Lottie’s arm made her the victim of cruel bullies, with even adults staring at her birth defect. 

‘There have been times when other children tease Lottie in the park and say “ew look at her snake arm” or “hook hand” and surround her, pull her or have run away,’ Ms Dale said.

‘It isn’t just children, but parents too, who tend to stare a lot which is so upsetting for us as parents.’

Despite all she has endured, Lottie accepted her condition for most of her life.  

‘It is only recently Lottie has started to question why she is “different” and wonders why her little brother Ruben has two hands and she doesn’t,’ Ms Dale said. 

‘When she asks us about her arm, we just remind her she is even more special and it will never stop us from loving her.

‘We tell her often she is special and everyone is born differently and give her examples like some people have no legs, some people have red hair whilst others have blue eyes.’

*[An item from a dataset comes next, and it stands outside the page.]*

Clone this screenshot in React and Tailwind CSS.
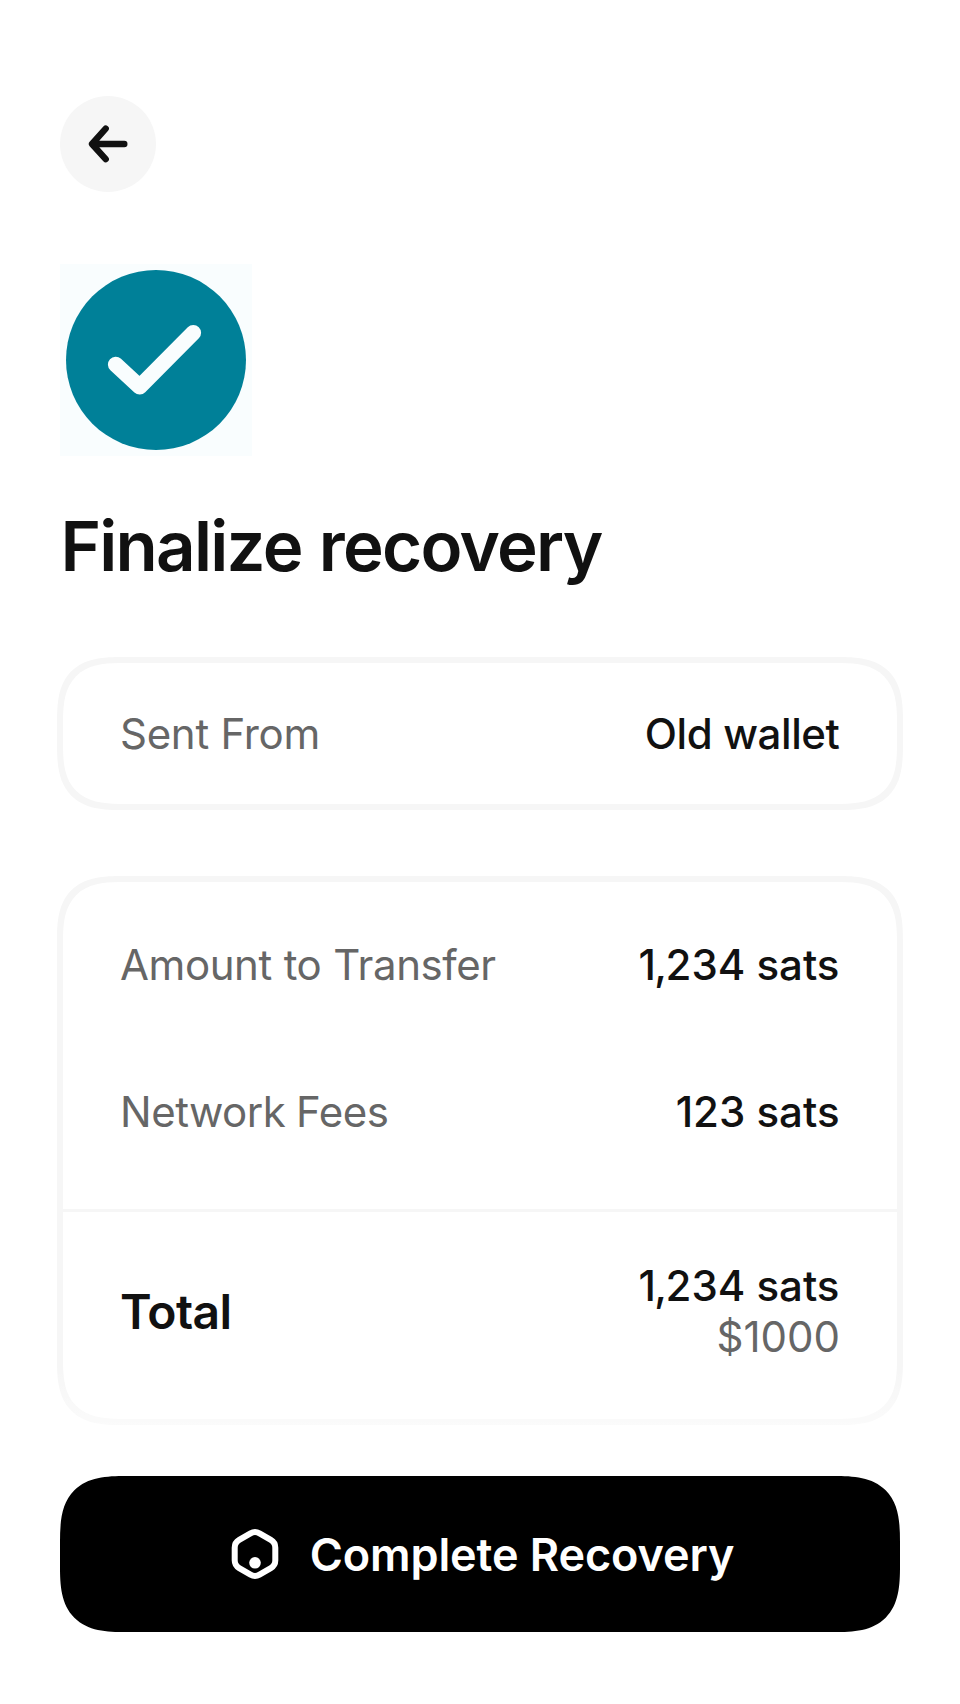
function Row({ label, labelClass, value }) {
  return (
    <div className="flex h-[147px] items-center justify-between px-[57px]">
      <span className={"text-[#666666] " + labelClass}>{label}</span>
      <span className="pr-[0.5px] font-medium">{value}</span>
    </div>
  );
}

function Card({ className, children }) {
  return (
    <section
      className={
        "-mx-[3px] rounded-[66px] border-[6px] border-[#f6f6f6] text-[42px] leading-[51px] [corner-shape:superellipse(1.5)] " +
        className
      }
    >
      {children}
    </section>
  );
}

function Sats() {
  return (
    <>
      <span className="tracking-[-1.6px]">1,</span>234 sats
    </>
  );
}

export default function App() {
  return (
    <main className="relative flex h-[1704px] w-[960px] flex-col bg-white px-[60px] pt-24 font-['Inter',sans-serif] text-[#111111]">
      <button aria-label="Back" className="size-24 rounded-full bg-[#f6f6f6]">
        <svg viewBox="0 0 96 96" className="size-24" fill="none" stroke="#111111" strokeWidth="6.4" strokeLinecap="round" strokeLinejoin="round">
          <path d="M45.7 32.7 32 48l13.7 15.2M33 48h31.3" />
        </svg>
      </button>

      <svg viewBox="0 0 192 192" className="mt-[72px] size-48 bg-[#f9fdfe]" fill="none">
        <circle cx="96" cy="96" r="90" fill="#008098" />
        <path d="M55.7 100.5 79.7 122.8 133.3 68.8" stroke="#f9fdfe" strokeWidth="15.6" strokeLinecap="round" strokeLinejoin="round" />
      </svg>

      <h1 className="mt-[48px] pl-[0.5px] text-[69px] leading-[84px] font-semibold tracking-[-1.75px] [word-spacing:1.5px]">
        Finalize recovery
      </h1>

      <Card className="mt-[69px] flex h-[153px] flex-col justify-center">
        <Row label="Sent From" labelClass="tracking-[-0.28px]" value={<span className="tracking-[-0.4px]">Old wallet</span>} />
      </Card>

      <Card className="mt-[66px] h-[549px] pt-[9px]">
        <Row label="Amount to Transfer" labelClass="tracking-[-0.42px] [word-spacing:0.5px]" value={<Sats />} />
        <Row label="Network Fees" labelClass="tracking-[-0.5px] [word-spacing:-0.5px]" value="123 sats" />
        <div className="mt-6 flex h-[201px] items-center justify-between border-t-[3px] border-[#f6f6f6] px-[57px]">
          <span className="pt-[2px] text-[48px] leading-[60px] font-semibold tracking-[-0.6px]">Total</span>
          <div className="flex flex-col items-end">
            <span className="pr-[0.5px] font-medium">
              <Sats />
            </span>
            <span className="text-[#666666]">$1000</span>
          </div>
        </div>
      </Card>

      <div className="absolute inset-x-0 top-[1368px] h-[108px] bg-linear-to-b from-white/0 to-white" />

      <button className="mt-[51px] flex h-[156px] items-center justify-center rounded-[66px] bg-black pt-[2px] pr-[7px] text-[45px] leading-[54px] font-semibold tracking-[-0.1px] text-white [corner-shape:superellipse(1.5)]">
        <svg viewBox="0 0 72 72" className="mr-[19px] mb-[2px] size-[72px]" fill="none">
          <path
            d="M31.5 15.3Q36 12.7 40.5 15.3L51.8 21.9Q56.3 24.5 56.3 29.7V42.3Q56.3 47.5 51.8 50.1L40.5 56.7Q36 59.3 31.5 56.7L20.2 50.1Q15.7 47.5 15.7 42.3V29.7Q15.7 24.5 20.2 21.9Z"
            stroke="white"
            strokeWidth="6"
          />
          <circle cx="36" cy="44.8" r="5.8" fill="white" />
        </svg>
        Complete Recovery
      </button>
    </main>
  );
}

Although thrilled with the results, Lottie’s parents are aware she will need new prosthetics as she grows.  

‘I am hoping prosthetics will become more affordable so we don’t have to worry about that when she’s old enough,’ Ms Dale said.

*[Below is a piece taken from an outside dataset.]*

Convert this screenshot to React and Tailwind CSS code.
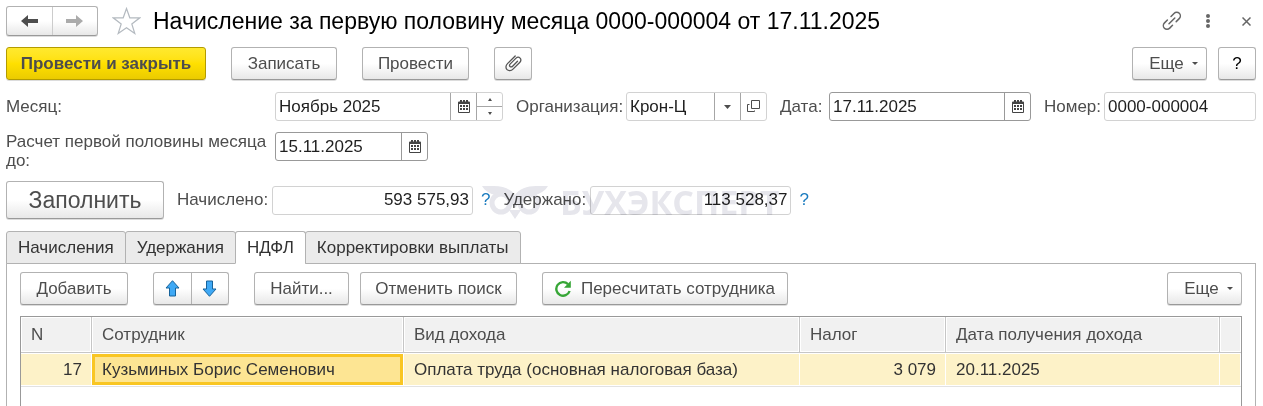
import { useState } from 'react';
import clsx from 'clsx';

const buttonBase =
    'flex shrink-0 items-center justify-center rounded-[3px] border border-[#b2b2b2] border-b-[#999999] bg-linear-to-b from-white from-50% to-[#e8e8e8] text-[#4d4d4d] shadow-[0_1px_0_#dcdcdc]';

const Button = ({ className, children, size = 'h-[33px]', ...props }) => (
    <button type="button" className={clsx(buttonBase, size, className)} {...props}>
        {children}
    </button>
);

const MoreButton = () => (
    <Button className="w-[75px] gap-2 pl-2">
        Еще
        <svg width="6" height="3" viewBox="0 0 6 3" fill="#4d4d4d" aria-hidden="true">
            <path d="M0 0h6L3 3z" />
        </svg>
    </Button>
);

const CalendarIcon = () => (
    <svg width="12" height="13" viewBox="0 0 12 13" aria-hidden="true">
        <path d="M0 2.5Q0 1.5 1 1.5h1V0h2v1.5h1V0h2v1.5h1V0h2v1.5h1q1 0 1 1V12q0 1-1 1H1q-1 0-1-1z" fill="#444" />
        <path d="M1 4h10v8H1z" fill="#fff" />
        <path d="M2 5h2v2H2zM5 5h2v2H5zM8 5h2v2H8zM2 8h2v2H2zM5 8h2v2H5zM8 8h2v2H8z" fill="#444" />
    </svg>
);

const OpenIcon = () => (
    <svg width="13" height="13" viewBox="0 0 13 13" fill="none" stroke="#4d4d4d" aria-hidden="true">
        <path d="M4.5.5h8v8h-8zM2.5 4.5h-2v7h7v-1" />
    </svg>
);

const PaperclipIcon = () => (
    <svg width="17" height="17" viewBox="0 0 17 17" fill="none" stroke="#555" strokeWidth="1.3" strokeLinecap="round" aria-hidden="true">
        <path d="M10.2 1 2.5 8.6c-2 2-1.9 4.6-.5 6s4.2 1.3 6-.5l6.7-6.6c1.5-1.5 1.5-3.3.4-4.4s-2.9-1.1-4.3.3L5.3 8.9c-.9.9-.9 2-.3 2.6s1.7.6 2.6-.3l4.9-4.9" />
    </svg>
);

const LinkIcon = () => (
    <svg width="20" height="20" viewBox="0 0 20 20" fill="none" stroke="#666" strokeWidth="1.5" strokeLinecap="round" aria-hidden="true">
        <path d="M9 5.5 12 2.4c1.5-1.5 3.9-1.5 5.3-.1s1.4 3.8-.1 5.3L14.2 10.6M5.4 9 2.5 11.9c-1.5 1.5-1.5 3.9-.1 5.3s3.8 1.4 5.3-.1L10.5 14.3M7 12.8l5.8-5.8" />
    </svg>
);

const FieldButton = ({ label, children, dark }) => (
    <button
        type="button"
        aria-label={label}
        className={clsx('flex w-[26px] shrink-0 items-center justify-center border-l', dark ? 'border-[#999999]' : 'border-[#a6a6a6]')}
    >
        {children}
    </button>
);

const Field = ({ id, value, className, align, dark, children }) => (
    <div className={clsx('flex h-[29px] rounded-[3px] border', dark ? 'border-[#999999]' : 'border-[#d2d2d2]', className)}>
        <input
            id={id}
            type="text"
            defaultValue={value}
            className={clsx('w-full min-w-0 flex-1 bg-transparent px-[3px] text-[#1f1f1f] outline-none', align === 'right' && 'text-right')}
        />
        {children}
    </div>
);

const Spinner = () => (
    <div className="flex w-[26px] shrink-0 flex-col border-l border-[#a6a6a6]">
        <button type="button" aria-label="Следующий месяц" className="flex flex-1 items-center justify-center border-b border-[#a6a6a6]">
            <svg width="4" height="3" viewBox="0 0 4 3" fill="#4d4d4d"><path d="M0 3h4L2 0z" /></svg>
        </button>
        <button type="button" aria-label="Предыдущий месяц" className="flex flex-1 items-center justify-center">
            <svg width="4" height="3" viewBox="0 0 4 3" fill="#4d4d4d"><path d="M0 0h4L2 3z" /></svg>
        </button>
    </div>
);

const Watermark = () => (
    <div className="pointer-events-none absolute top-1 left-[476px] flex items-center gap-3 text-[#e6e6ec] mix-blend-multiply">
        <svg width="66" height="34" viewBox="0 0 66 34" fill="none" aria-hidden="true">
            <path d="M0 1h12c9 0 17 3 21 9 4-6 12-9 21-9h12c-3 5-8 8-14 9-6 0-11 2-14 7l-5 6-5-6c-3-5-8-7-14-7C8 9 3 6 0 1z" fill="currentColor" />
            <path d="M27 25h12l-6 9z" fill="currentColor" />
            <circle cx="19" cy="18" r="9" stroke="currentColor" strokeWidth="5" />
            <circle cx="47" cy="18" r="9" stroke="currentColor" strokeWidth="5" />
        </svg>
        <span className="font-['Open_Sans',sans-serif] text-[34px] leading-none font-bold">БУХЭКСПЕРТ</span>
    </div>
);

const tabs = ['Начисления', 'Удержания', 'НДФЛ', 'Корректировки выплаты'];
const columns = ['N', 'Сотрудник', 'Вид дохода', 'Налог', 'Дата получения дохода', ''];
const rows = [
    { n: 17, employee: 'Кузьминых Борис Семенович', income: 'Оплата труда (основная налоговая база)', tax: '3 079', date: '20.11.2025' }
];

const App = () => {
    const [activeTab, setActiveTab] = useState('НДФЛ');

    return (
        <div className="flex min-h-screen flex-col bg-white pt-1.5 pr-[7px] pl-1.5 font-['Liberation_Sans',Arial,sans-serif] text-[17px] leading-6 text-[#4d4d4d]">
            {/* Title bar */}
            <header className="flex h-[30px] items-center">
                <div className={clsx(buttonBase, 'h-[30px] w-[92px]')}>
                    <button type="button" aria-label="Назад" className="flex h-full flex-1 items-center justify-center border-r border-[#cccccc]">
                        <svg width="17" height="12" viewBox="0 0 17 12" fill="#4d4d4d"><path d="M0 6 7 0v4h10v4H7v4z" /></svg>
                    </button>
                    <button type="button" aria-label="Вперед" className="flex h-full flex-1 items-center justify-center">
                        <svg width="17" height="12" viewBox="0 0 17 12" fill="#ababab"><path d="m17 6-7-6v4H0v4h10v4z" /></svg>
                    </button>
                </div>
                <button type="button" aria-label="В избранное" className="ml-3.5">
                    <svg width="29" height="28" viewBox="0 0 29 28" fill="none" stroke="#b4bac0" strokeWidth="1.2">
                        <path d="m14.5 1.5 3.3 9.3h10l-8 6.1 3 9.6-8.3-5.8-8.3 5.8 3-9.6-8-6.1h10z" />
                    </svg>
                </button>
                <h1 className="ml-3 flex-1 text-[23px] whitespace-nowrap text-black">Начисление за первую половину месяца 0000-000004 от 17.11.2025</h1>
                <div className="flex items-center pr-[5px]">
                    <button type="button" aria-label="Ссылка"><LinkIcon /></button>
                    <button type="button" aria-label="Меню" className="ml-6">
                        <svg width="4" height="14" viewBox="0 0 4 14" fill="#666"><circle cx="2" cy="2" r="2" /><circle cx="2" cy="7" r="2" /><circle cx="2" cy="12" r="2" /></svg>
                    </button>
                    <button type="button" aria-label="Закрыть" className="ml-8">
                        <svg width="9" height="9" viewBox="0 0 9 9" stroke="#666" strokeWidth="1.5"><path d="m.5.5 8 8m0-8-8 8" /></svg>
                    </button>
                </div>
            </header>

            {/* Commands */}
            <div className="mt-[11px] flex">
                <button
                    type="button"
                    className="h-[33px] w-[200px] rounded-[3px] border border-[#b39b00] bg-linear-to-b from-[#ffe92e] via-[#ffe000] to-[#ebcb00] font-bold text-[#4d4d4d] shadow-[0_1px_0_#dcdcdc]"
                >
                    Провести и закрыть
                </button>
                <Button className="ml-[25px] w-[106px]">Записать</Button>
                <Button className="ml-[25px] w-[107px]">Провести</Button>
                <Button className="ml-[25px] w-[38px]" aria-label="Вложения"><PaperclipIcon /></Button>
                <div className="ml-auto flex gap-[11px]">
                    <MoreButton />
                    <Button className="w-[38px]"><span className="text-black">?</span></Button>
                </div>
            </div>

            {/* Document fields */}
            <div className="mt-3 flex items-center">
                <label htmlFor="month" className="w-[269px]">Месяц:</label>
                <Field id="month" value="Ноябрь 2025" className="w-[228px]">
                    <FieldButton label="Выбрать месяц"><CalendarIcon /></FieldButton>
                    <Spinner />
                </Field>
                <label htmlFor="organization" className="ml-[13px] w-[110px]">Организация:</label>
                <Field id="organization" value="Крон-Ц" className="w-[141px]">
                    <FieldButton label="Выбрать организацию">
                        <svg width="7" height="4" viewBox="0 0 7 4" fill="#4d4d4d"><path d="M0 0h7L3.5 4z" /></svg>
                    </FieldButton>
                    <FieldButton label="Открыть организацию"><OpenIcon /></FieldButton>
                </Field>
                <label htmlFor="date" className="ml-[13px] w-[49px]">Дата:</label>
                <Field id="date" value="17.11.2025" className="w-[202px]" dark>
                    <FieldButton label="Выбрать дату" dark><CalendarIcon /></FieldButton>
                </Field>
                <label htmlFor="number" className="ml-[13px] w-[60px]">Номер:</label>
                <Field id="number" value="0000-000004" className="flex-1" />
            </div>
            <div className="mt-[11px] flex">
                <label htmlFor="until" className="w-[269px] pr-1 leading-[19px]">Расчет первой половины месяца до:</label>
                <Field id="until" value="15.11.2025" className="w-[153px]" dark>
                    <FieldButton label="Выбрать дату расчета" dark><CalendarIcon /></FieldButton>
                </Field>
            </div>

            {/* Totals */}
            <div className="relative mt-[11px] flex items-center">
                <Button size="h-[38px]" className="w-[158px] text-[23px]">Заполнить</Button>
                <label htmlFor="accrued" className="ml-[13px] w-[95px]">Начислено:</label>
                <Field id="accrued" value="593 575,93" className="w-[201px]" align="right" />
                <button type="button" className="ml-2 text-[#1a7bbf]">?</button>
                <label htmlFor="withheld" className="ml-[13px] w-[87px]">Удержано:</label>
                <Field id="withheld" value="113 528,37" className="w-[201px]" align="right" />
                <button type="button" className="ml-2 text-[#1a7bbf]">?</button>
                <Watermark />
            </div>

            {/* Tabs */}
            <div role="tablist" className="mt-3 flex border-b border-[#b2b2b2]">
                {tabs.map((tab) => (
                    <button
                        key={tab}
                        type="button"
                        role="tab"
                        aria-selected={tab === activeTab}
                        onClick={() => setActiveTab(tab)}
                        className={clsx(
                            '-mb-px h-[33px] rounded-t-[3px] border border-[#b2b2b2] px-[11px] text-[#333333] not-first:-ml-px',
                            tab === activeTab ? 'border-b-white bg-white' : 'bg-[#ebebeb]'
                        )}
                    >
                        {tab}
                    </button>
                ))}
            </div>

            <div role="tabpanel" className="flex flex-1 flex-col border-x border-[#b2b2b2] px-[13px] pt-2">
                <div className="flex">
                    <Button className="w-[108px]">Добавить</Button>
                    <div className={clsx(buttonBase, 'ml-[25px] h-[33px] w-[76px]')}>
                        <button type="button" aria-label="Вверх" className="flex h-full flex-1 items-center justify-center border-r border-[#b2b2b2]">
                            <svg width="15" height="17" viewBox="0 0 15 17" fill="#3fa9f5" stroke="#17639b"><path d="M7.5.7 14 8h-3.5v8h-6V8H1z" /></svg>
                        </button>
                        <button type="button" aria-label="Вниз" className="flex h-full flex-1 items-center justify-center">
                            <svg width="15" height="17" viewBox="0 0 15 17" fill="#3fa9f5" stroke="#17639b"><path d="M7.5 16.3 14 9h-3.5V1h-6v8H1z" /></svg>
                        </button>
                    </div>
                    <Button className="ml-[25px] w-[95px]">Найти...</Button>
                    <Button className="ml-[11px] w-[157px]">Отменить поиск</Button>
                    <Button className="ml-[25px] w-[246px] gap-2.5">
                        <svg width="16" height="17" viewBox="0 0 16 17" fill="none" aria-hidden="true">
                            <path d="M13 4.2A6.8 6.8 0 1 0 14.6 11" stroke="#37a637" strokeWidth="2.4" />
                            <path d="M15.8.8v7H9z" fill="#37a637" />
                        </svg>
                        Пересчитать сотрудника
                    </Button>
                    <div className="ml-auto"><MoreButton /></div>
                </div>

                <div className="mt-[11px] flex-1 border border-b-0 border-[#999999]">
                    <table className="w-full table-fixed border-separate border-spacing-0 text-left">
                        <colgroup>
                            <col className="w-[71px]" />
                            <col className="w-[312px]" />
                            <col />
                            <col className="w-[146px]" />
                            <col className="w-[274px]" />
                            <col className="w-[21px]" />
                        </colgroup>
                        <thead>
                            <tr className="h-9">
                                {columns.map((column) => (
                                    <th
                                        key={column}
                                        className="border-r border-b border-[#c6c6c6] bg-[#f1f1f1] px-2.5 font-normal shadow-[inset_0_0_0_1px_#ffffff] last:border-r-0"
                                    >
                                        {column}
                                    </th>
                                ))}
                            </tr>
                        </thead>
                        <tbody>
                            {rows.map((row) => (
                                <tr key={row.n} className="h-[34px] text-[#333333] *:border-b *:border-[#e2e2e2] *:bg-[#fdf2c8] *:px-2.5 *:shadow-[inset_-1px_0_0_#ffffff,inset_0_1px_0_#ffffff,inset_0_-1px_0_#ffffff]">
                                    <td className="text-right">{row.n}</td>
                                    <td className="p-0!">
                                        <div className="mr-px flex h-[31px] items-center border-3 border-[#f9c623] bg-[#fde593] px-[7px]">{row.employee}</div>
                                    </td>
                                    <td>{row.income}</td>
                                    <td className="text-right">{row.tax}</td>
                                    <td>{row.date}</td>
                                    <td></td>
                                </tr>
                            ))}
                        </tbody>
                    </table>
                </div>
            </div>
        </div>
    );
};

export default App;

‘We were fortunate enough to receive her 3D plastic hand for free this time from the amazing charity as it has helped make her feel like other children her age. 

‘The help from this charity and Brighton Rehabilitation centre making adaptions have been amazing.’

Team UnLimbited is a collaboration between Drew Murray and Stephen Davies, who design, build, fit and deliver 3D printed hands and arms for free.

The limbs have flexible arms, which are operated by leads running from the user’s elbow. 

The charity has built around 100 devices for people between four and 70 years old in the UK since its 2015 launch.

Pictured before she received the prosthetic, Lottie accepted her defect until recently

Her new limb enables the youngster to play like any other child and she loves her hula hoop


Amniotic band syndrome (ABS) occurs when an unborn baby becomes entangled in fibrous string-like tissue that restricts its blood flow.

It affects around one in 1,200 live births worldwide and is believed to be the cause of 178 in 10,000 miscarriages. 

If the bands wrap around a limb, it may become amputated in the womb.  If across the face, it can cause clefts.

Miscarriages can occur if the band wraps around the umbilical cord.

Up to 31.5 per cent of clubfoots are associated with ABS. 

It can also cause webbed digits, nail deformities and stunted bone growth.

ABS occurs randomly and is not genetic or a result of the mothers’ actions.

Surgery can free babies of such bands in the womb.

Procedures can also help to rectify webbed digits, while prosthetics can aid amputations.